DBS Wannabe Says It's a Space Homesteader

Telquest Ventures has been trying to convince the FCC to let it start a broadcast service from a Canadian satellite. With more conventional arguments rejected, the company is arguing that it has established homesteading rights in space.

If persistence and creativity are political virtues, then a company that wants to beam programming to US viewers from a Canadian satellite deserves to be sainted for its efforts.

The company is TelQuest Ventures LP. It has, indeed, been on a quest for two years to convince the Clinton administration and the Federal Communications Commission to let it get into the direct-broadcast satellite business.

For going on a year now, the FCC has been telling the company no go.
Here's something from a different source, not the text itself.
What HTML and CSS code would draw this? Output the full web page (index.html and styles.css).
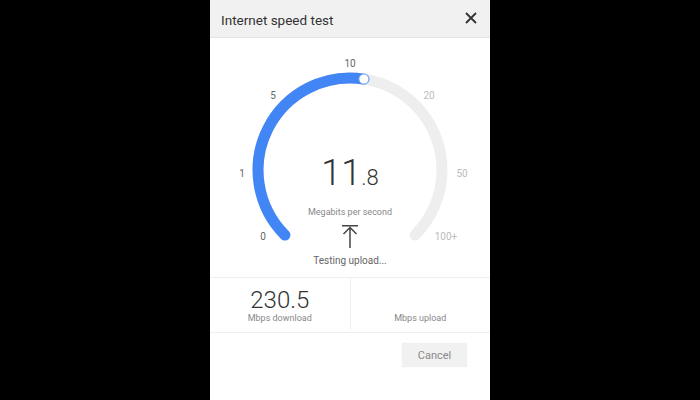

So this week, the company sued the federal government in the US Court of Appeals in Washington, DC, charging that the White House has conspired to ruin TelQuest as it plays a trade-politics game with Canada. And here's where creativity comes in.

In its current FCC appeal, TelQuest has argued that all its labor in pursuing the project has given the company a right to claim a spot in the sky that's akin to property rights the US government granted settlers who would work a piece of land for five years. In its suit, TelQuest also reasons that the government has abridged its First Amendment right "to speak to the American people using a DBS service."

To understand this saga, you must first understand TelQuest. It has no customers. It has no assets to speak of. It has one employee - president Barbara Sparks - and is owned by Jared Abbruzzese, a big name in the wireless-cable industry, trying to branch out into satellite services. TelQuest's business plan has been to send digitized programming to wireless-cable companies so they don't have to upgrade their own networks to compete with other digital-video services.

The catch - and it's a big one - is that TelQuest doesn't have a satellite license and couldn't afford to bid for a US orbital slot even if it wanted to. Even heavyweight Tele-Communications Inc. couldn't outbid MCI last year for the last DBS orbital slot. The long-distance company bought the slot for US$682.5 million.

So what's a little guy to do? Well, about a year ago, TelQuest tried to go around the expensive US auction process altogether and struck a deal with Canada's Telesat to lease transponders on two new satellites that would be launched in 1998.

Simple, right? Of course not.

The United States and Canada are in the middle of a fight about content "reciprocity." That's a fancy word that means governments must agree to refrain from restricting other countries' content on their airwaves. In other words, the US government doesn't think Canada should place limits on US programming shown north of the border. But it's easier for the United States to embrace this principle than for most other countries, mainly because the media trade balance worldwide is skewed so strongly in favor of the United States by Hollywood exports. Canada and other nations have often assumed protective stances in the face of the American onslaught.

TelQuest's deal with Telesat called for an undisclosed payment and service to Canadian markets. But last July, the FCC denied TelQuest's application. First, the FCC noted, the request was premature, because the Canadian government itself had not yet granted permission for the satellites. Second, the commission's letter cited Clinton administration concerns that "Canadian content restrictions discriminate against US and other foreign programmers."

The commission turned down a request for reconsideration in October, and the company filed a new appeal shortly thereafter. That's where things sat until this week.

TelQuest's lawsuit says the US government has used it as a "pawn to get Canada to do away with its cultural policy" and that the FCC buckled under pressure from the Clinton administration.

Sparks, TelQuest's president, makes no bones about that or the homesteading analogy. In an interview, she said DBS orbital slots are a "natural resource" and lambasted the FCC for letting its latest appeal languish for six months.

"We're just not kidding," she says of the lawsuit. "We do think this is completely unfair."